I used to, but that was when I thought I knew what my future looked like.  Like many today, I stare down the future barrel and find so much has been whisked away.  It could be you have no job, no marriage, loss of a deep friendship, no idea what ministry looks like, unsure of income and how to survive, loss of house, children all leaving home or all the above.  Why can’t I see that God’s end game and promises still haven’t changed and find enough assurance in that to simply take the next step in the journey and trust God for the rest? 

 

It seems I not only want the road map, I want it clearly marked out, so I can see every step of the way. To be fair on myself, I may not need to know exactly where I am going when I drive, but I do know at any time I want to know, I can simply talk to ‘google’.  There is an assurance in that for sure. So, I take the approach, ‘I only need to know what I only need to know’.  I feel like that is the approach I have lived by for a long time in most things, which is fine until you find that what you thought you knew has changed and now you have no idea what you know. I think I just lost myself in my own writing and yet I think it makes sense (ha ha). 

 

When we don't know what is next and when the ‘why’ is not clear, that’s when I am learning that I am asking the wrong questions. 

 

“Shift from asking why God allows hard things to learning how to rely on Him in the midst of circumstances that make you resistant to trust”. Lisa Terkusrt  

Yes, I want to the road map and is that such an unreasonable request?  I suspect the key word there is “the”, if I am honest, I want “the” road map that makes sense to me. However, “the” road map has been there since the beginning. It is all there in His word, but it is just not as directional as we would like it or, let’s be honest, it’s often NOT the roads we might personally choose if we were in control. Surrendering to God’s map is what He asks us of all. To let go of your own “road map” and to stop asking why we can’t go in that direction is what we must do. Then all we CAN do is trust Him and learn to be happy with making the next best step at the time, based on where He is leading us.

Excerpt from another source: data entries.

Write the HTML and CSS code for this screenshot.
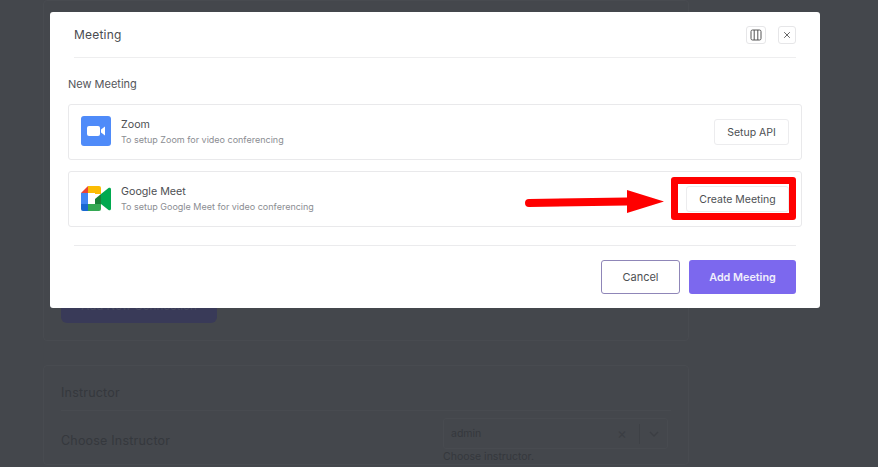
FILE: index.html
```html
<!DOCTYPE html>
<html lang="en">
<head>
    <title>Meeting</title>
    <link rel="stylesheet" href="styles.css">
</head>
<body>
    <div class="page">
        <div class="panel panel-top">
            <button class="connect-btn" type="button">Add New Connection</button>
        </div>
        <div class="panel panel-instructor">
            <h3 class="panel-title">Instructor</h3>
            <div class="field-row">
                <span class="field-label">Choose Instructor</span>
                <div class="field-side">
                    <div class="fake-select">
                        <span class="fake-value">admin</span>
                        <span class="fake-clear">&times;</span>
                        <span class="fake-sep"></span>
                        <svg class="fake-caret" width="12" height="12" viewBox="0 0 12 12"><path d="M2 4l4 4 4-4" fill="none" stroke="#3b3e43" stroke-width="1.3"/></svg>
                    </div>
                    <div class="field-help">Choose instructor.</div>
                </div>
            </div>
        </div>
    </div>

    <div class="modal">
        <div class="modal-head">
            <span class="modal-title">Meeting</span>
            <div class="head-actions">
                <button class="icon-btn icon-btn-wide" type="button" aria-label="Expand">
                    <svg width="12" height="12" viewBox="0 0 12 12"><rect x="1" y="1" width="10" height="10" rx="1.500" fill="none" stroke="#555" stroke-width="1"/><path d="M4.200 1v10M7.800 1v10" stroke="#555" stroke-width="1"/></svg>
                </button>
                <button class="icon-btn" type="button" aria-label="Close">
                    <svg width="8" height="8" viewBox="0 0 8 8"><path d="M1.200 1.200l5.600 5.600M6.800 1.200l-5.600 5.600" stroke="#666" stroke-width="1"/></svg>
                </button>
            </div>
        </div>
        <div class="modal-body">
            <div class="section-label">New Meeting</div>
            <div class="provider">
                <svg class="provider-icon provider-icon-zoom" width="30" height="30" viewBox="0 0 30 30">
                    <rect width="30" height="30" rx="3" fill="#4f8bf9"/>
                    <rect x="6" y="10" width="13" height="10" rx="2" fill="#fff"/>
                    <path d="M20 13.600l4-3.200v9.200l-4-3.200z" fill="#fff"/>
                </svg>
                <div class="provider-text">
                    <div class="provider-name">Zoom</div>
                    <div class="provider-desc">To setup Zoom for video conferencing</div>
                </div>
                <button class="outline-btn" type="button">Setup API</button>
            </div>
            <div class="provider">
                <svg class="provider-icon" width="30" height="26" viewBox="0 0 30 26">
                    <path d="M7 0h11a2 2 0 0 1 2 2v6h-6V7H7z" fill="#fbbc04"/>
                    <path d="M7 0v7H0z" fill="#ea4335"/>
                    <path d="M0 7h7v11H0z" fill="#4285f4"/>
                    <path d="M0 18h7v7H2a2 2 0 0 1-2-2z" fill="#1967d2"/>
                    <path d="M7 18h13v5a2 2 0 0 1-2 2H7z" fill="#34a853"/>
                    <path d="M14 13l6-5v10h-6z" fill="#188038"/>
                    <path d="M20 8l7.500-6c1-.7 2.500-.2 2.500 1.200v19.600c0 1.400-1.500 1.900-2.500 1.200L20 18z" fill="#00a94f"/>
                </svg>
                <div class="provider-text">
                    <div class="provider-name">Google Meet</div>
                    <div class="provider-desc">To setup Google Meet for video conferencing</div>
                </div>
                <button class="outline-btn outline-btn-wide" type="button">Create Meeting</button>
            </div>
        </div>
        <div class="modal-foot">
            <button class="cancel-btn" type="button">Cancel</button>
            <button class="add-btn" type="button">Add Meeting</button>
        </div>
    </div>

    <!-- red annotation drawn on top of the screenshot -->
    <div class="mark-box"></div>
    <svg class="mark-arrow" width="142" height="26" viewBox="0 0 142 26">
        <path d="M5 10L103 8.500V1l37 11.500L103 24v-7.500L5 18a4 4 0 0 1 0-8z" fill="#f00"/>
    </svg>
</body>
</html>
```
FILE: styles.css
```css
* {
    box-sizing: border-box;
}
body {
    margin: 0;
    height: 467px;
    overflow: hidden;
    background-color: #44474c;
    font-family: Inter, "Liberation Sans", sans-serif;
}
button {
    font-family: inherit;
    cursor: pointer;
}

/* dimmed page behind the modal */
.page {
    margin-left: 43px;
    width: 646px;
}
.panel {
    border: 1px solid #484b50;
    border-radius: 4px;
    padding: 0 17px;
}
.panel-top {
    height: 341px;
    padding-top: 288px;
}
.connect-btn {
    display: block;
    width: 156px;
    height: 34px;
    padding: 0;
    border: none;
    border-radius: 6px;
    background-color: #393a58;
    color: #46495f;
    font-size: 11.500px;
}
.panel-instructor {
    margin-top: 24px;
    padding-top: 18px;
}
.panel-title {
    margin: 0;
    padding-bottom: 8px;
    border-bottom: 1px solid #484b50;
    color: #35383d;
    font-size: 12.500px;
    font-weight: 400;
    letter-spacing: 0.2px;
    line-height: 18px;
}
.field-row {
    display: flex;
    justify-content: space-between;
    padding: 7px 3px 0 0;
}
.field-label {
    margin-top: 15px;
    color: #35383d;
    font-size: 12.500px;
    letter-spacing: 0.2px;
    line-height: 16px;
}
.field-side {
    width: 225px;
}
.fake-select {
    display: flex;
    align-items: center;
    height: 31px;
    padding: 0 7px;
    border: 1px solid #484b50;
    border-radius: 3px;
    color: #35383d;
    font-size: 10.500px;
}
.fake-value {
    flex: 1;
}
.fake-clear {
    margin-right: 12px;
    font-size: 15px;
    color: #3b3e43;
}
.fake-sep {
    width: 1px;
    height: 20px;
    margin-right: 8px;
    background-color: #3e4146;
}
.field-help {
    margin-top: 1px;
    color: #35383d;
    font-size: 10.500px;
    line-height: 14px;
}

/* modal */
.modal {
    position: fixed;
    left: 50px;
    top: 12px;
    width: 770px;
    height: 296px;
    padding: 0 24px;
    border-radius: 3px;
    background-color: #fff;
}
.modal-head {
    display: flex;
    align-items: center;
    justify-content: space-between;
    height: 46px;
    border-bottom: 1px solid #eeeeef;
}
.modal-title {
    color: #4a4c50;
    font-size: 12px;
    letter-spacing: 0.2px;
}
.head-actions {
    display: flex;
    gap: 12px;
}
.icon-btn {
    display: flex;
    align-items: center;
    justify-content: center;
    width: 18px;
    height: 18px;
    padding: 0;
    border: 1px solid #e6e6e8;
    border-radius: 3px;
    background-color: #fff;
}
.icon-btn-wide {
    width: 20px;
}
.modal-body {
    margin: 0 -6px;
    height: 187px;
}
.section-label {
    padding-top: 19px;
    padding-bottom: 13px;
    color: #54565a;
    font-size: 11px;
    line-height: 14px;
}
.provider {
    display: flex;
    align-items: center;
    height: 56px;
    margin-bottom: 11px;
    padding: 0 12px;
    border: 1px solid #e9e9eb;
    border-radius: 3px;
}
.provider-icon {
    flex: none;
}
.provider-icon-zoom {
    margin-top: -2px;
}
.provider-text {
    flex: 1;
    margin-left: 10px;
}
.provider-name {
    color: #4d4f53;
    font-size: 10.700px;
    line-height: 14px;
}
.provider-desc {
    color: #8b8d92;
    font-size: 9px;
    line-height: 15px;
}
.outline-btn {
    width: 75px;
    height: 26px;
    padding: 0;
    border: 1px solid #ececee;
    border-radius: 3px;
    background-color: #fff;
    color: #4d4f53;
    font-size: 10.500px;
}
.outline-btn-wide {
    width: 103px;
}
.modal-foot {
    display: flex;
    justify-content: flex-end;
    gap: 9px;
    padding-top: 14px;
    border-top: 1px solid #ebebed;
}
.cancel-btn {
    width: 79px;
    height: 34px;
    border: 1px solid #8f86b8;
    border-radius: 3px;
    background-color: #fff;
    color: #4d4f53;
    font-size: 11px;
}
.add-btn {
    width: 107px;
    height: 34px;
    border: none;
    border-radius: 3px;
    background-color: #7c68ee;
    color: #f0eefc;
    font-size: 10.800px;
    font-weight: 600;
}

/* annotation */
.mark-box {
    position: fixed;
    left: 671px;
    top: 177px;
    width: 125px;
    height: 43px;
    border: 7.500px solid #f00;
    border-radius: 3px;
}
.mark-arrow {
    position: fixed;
    left: 524px;
    top: 189px;
}
```
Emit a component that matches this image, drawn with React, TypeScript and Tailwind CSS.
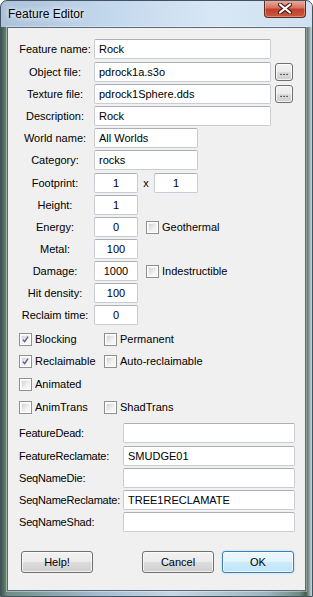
import type { ReactNode } from 'react'

function TextBox({ value = '', w, center = false }: { value?: string; w: string; center?: boolean }) {
  return (
    <div
      className={`${w} h-[20px] shrink-0 rounded-[2px] border border-[#c9cdd3] border-t-[#abb0b8] bg-white flex items-center ${
        center ? 'justify-center' : 'pl-[4px]'
      }`}
    >
      <span className="text-black whitespace-nowrap">{value}</span>
    </div>
  )
}

function CheckBox({ checked = false, label }: { checked?: boolean; label: string }) {
  return (
    <div className="flex items-center h-[20px]">
      <div className="w-[13px] h-[13px] shrink-0 border border-[#8e8f8f] bg-white p-[1px]">
        <div className="w-full h-full border border-[#f4f4f4] bg-[linear-gradient(135deg,#d3d3d3,#f3f3f3_70%,#fafafa)] flex items-center justify-center">
          {checked && (
            <svg width="9" height="9" viewBox="0 0 9 9">
              <path d="M1.2 4.6 L3.4 7.2 L7.8 0.9" fill="none" stroke="#4a5f97" strokeWidth="1.7" />
            </svg>
          )}
        </div>
      </div>
      <span className="ml-[3px] whitespace-nowrap">{label}</span>
    </div>
  )
}

function Button({ children, primary = false, w = 'w-[72px]', h = 'h-[22px]' }: { children: ReactNode; primary?: boolean; w?: string; h?: string }) {
  return (
    <div
      className={`${w} ${h} shrink-0 rounded-[3px] border flex items-center justify-center ${
        primary
          ? 'border-[#3c7fb1] bg-[linear-gradient(to_bottom,#eef8fd_0%,#e1f3fc_50%,#cdebfb_50%,#bde3f8_100%)] shadow-[inset_0_0_0_1px_rgba(255,255,255,0.7),0_0_2px_#8fd3f5]'
          : 'border-[#707070] bg-[linear-gradient(to_bottom,#f2f2f2_0%,#ebebeb_50%,#dddddd_50%,#cfcfcf_100%)] shadow-[inset_0_0_0_1px_rgba(255,255,255,0.7)]'
      }`}
    >
      {children}
    </div>
  )
}

function Row({ label, children, extra = '' }: { label: string; children: ReactNode; extra?: string }) {
  return (
    <div className={`flex items-center h-[20px] ${extra}`}>
      <span className="w-[78px] shrink-0 text-center whitespace-nowrap">{label}</span>
      {children}
    </div>
  )
}

function StrRow({ label, value = '', extra = '' }: { label: string; value?: string; extra?: string }) {
  return (
    <div className={`flex items-center h-[20px] ${extra}`}>
      <span className="w-[104px] shrink-0 whitespace-nowrap tracking-[-0.2px]">{label}</span>
      <TextBox value={value} w="w-[172px]" />
    </div>
  )
}

export default function App() {
  return (
    <div className="w-[313px] h-[597px] flex flex-col rounded-t-[7px] border border-[#44525f] overflow-hidden bg-[linear-gradient(to_right,#3a5944_0%,#6f8d84_2%,#a3bace_30%,#c4d6e7_55%,#9fb6c4_85%,#6e8c7e_96%,#3f5e49_98%,#c9d7e2_100%)] font-['Liberation_Sans',Arial,sans-serif] text-[11px] leading-[13px] text-black">
      {/* title bar */}
      <div className="h-[26px] shrink-0 flex justify-between pl-[7px] pr-[6px] bg-[linear-gradient(to_right,#a9c1da,#c3d8ed_35%,#d9e7f5_70%,#cfe0f0)]">
        <span className="self-center text-[12px] text-black [text-shadow:0_0_8px_#fff,0_0_4px_#fff]">Feature Editor</span>
        <div className="-mt-px w-[42px] h-[18px] rounded-b-[4px] border border-t-0 border-[#5e2a22] bg-[linear-gradient(to_bottom,#eab2a3_0%,#d9735f_45%,#c0402c_55%,#c85a3c_100%)] shadow-[inset_0_0_0_1px_rgba(255,210,200,0.4)] flex items-center justify-center">
          <svg width="14" height="11" viewBox="0 0 14 11">
            <path d="M2 1.5 L12 9.5 M12 1.5 L2 9.5" stroke="#4a1d16" strokeWidth="4.2" strokeLinecap="round" />
            <path d="M2 1.5 L12 9.5 M12 1.5 L2 9.5" stroke="#ffffff" strokeWidth="2.2" strokeLinecap="round" />
          </svg>
        </div>
      </div>

      {/* client area */}
      <div className="flex-1 mx-[6px] mb-[5px] border border-[#5a6a78] bg-[#f0f0f0] flex flex-col shadow-[0_0_0_1px_rgba(255,255,255,0.35)]">
        <div className="pt-[11px] pl-[8px] flex flex-col gap-[2px]">
          <Row label="Feature name:">
            <TextBox value="Rock" w="w-[177px]" />
          </Row>
          <Row label="Object file:" extra="mt-[1px]">
            <TextBox value="pdrock1a.s3o" w="w-[177px]" />
            <div className="ml-[4px]">
              <Button w="w-[18px]" h="h-[18px]">
                <span className="leading-[8px] -mt-[2px]">...</span>
              </Button>
            </div>
          </Row>
          <Row label="Texture file:">
            <TextBox value="pdrock1Sphere.dds" w="w-[177px]" />
            <div className="ml-[4px]">
              <Button w="w-[18px]" h="h-[18px]">
                <span className="leading-[8px] -mt-[2px]">...</span>
              </Button>
            </div>
          </Row>
          <Row label="Description:">
            <TextBox value="Rock" w="w-[177px]" />
          </Row>
          <Row label="World name:">
            <TextBox value="All Worlds" w="w-[104px]" />
          </Row>
          <Row label="Category:">
            <TextBox value="rocks" w="w-[104px]" />
          </Row>
          <Row label="Footprint:" extra="mt-[1px]">
            <TextBox value="1" w="w-[44px]" center />
            <span className="w-[16px] text-center">x</span>
            <TextBox value="1" w="w-[44px]" center />
          </Row>
          <Row label="Height:">
            <TextBox value="1" w="w-[44px]" center />
          </Row>
          <Row label="Energy:">
            <TextBox value="0" w="w-[44px]" center />
            <div className="ml-[8px]">
              <CheckBox label="Geothermal" />
            </div>
          </Row>
          <Row label="Metal:">
            <TextBox value="100" w="w-[44px]" center />
          </Row>
          <Row label="Damage:">
            <TextBox value="1000" w="w-[44px]" center />
            <div className="ml-[8px]">
              <CheckBox label="Indestructible" />
            </div>
          </Row>
          <Row label="Hit density:">
            <TextBox value="100" w="w-[44px]" center />
          </Row>
          <Row label="Reclaim time:">
            <TextBox value="0" w="w-[44px]" center />
          </Row>
        </div>

        {/* flags */}
        <div className="mt-[4px] pl-[11px] flex flex-col">
          <div className="flex">
            <div className="w-[85px]">
              <CheckBox checked label="Blocking" />
            </div>
            <CheckBox label="Permanent" />
          </div>
          <div className="flex mt-[2px]">
            <div className="w-[85px]">
              <CheckBox checked label="Reclaimable" />
            </div>
            <CheckBox label="Auto-reclaimable" />
          </div>
          <div className="flex mt-[3px]">
            <CheckBox label="Animated" />
          </div>
          <div className="flex mt-[3px]">
            <div className="w-[85px]">
              <CheckBox label="AnimTrans" />
            </div>
            <CheckBox label="ShadTrans" />
          </div>
        </div>

        {/* string fields */}
        <div className="mt-[6px] pl-[11px] flex flex-col gap-[2px]">
          <StrRow label="FeatureDead:" />
          <StrRow label="FeatureReclamate:" value="SMUDGE01" extra="mt-[1px]" />
          <StrRow label="SeqNameDie:" />
          <StrRow label="SeqNameReclamate:" value="TREE1RECLAMATE" />
          <StrRow label="SeqNameShad:" />
        </div>

        {/* buttons */}
        <div className="mt-[19px] pl-[13px] flex">
          <Button>Help!</Button>
          <div className="ml-[49px] flex gap-[8px]">
            <Button>Cancel</Button>
            <Button primary>OK</Button>
          </div>
        </div>
      </div>
    </div>
  )
}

Even though on the outside it often looks like things are falling apart on us, on the inside, where God is making new life, not a day goes by without his unfolding grace. These hard times are small potatoes compared to the coming good times, the lavish celebration prepared for us. Theres far more here than meets the eye. The things we see now are here today, gone tomorrow. But the things we cant see now will last forever."     

2 Cor 4:10-18 The message          


 

“Help me Lord, to only need to know what I need to know and trust you for the rest. Help me to stop asking the “why” question and begin to ask “what next”. Lord, I want to thrive and not simply survive, and that means letting go of what I cannot see and learning to enjoy the moment that is right in front of me, knowing you know the final destination.”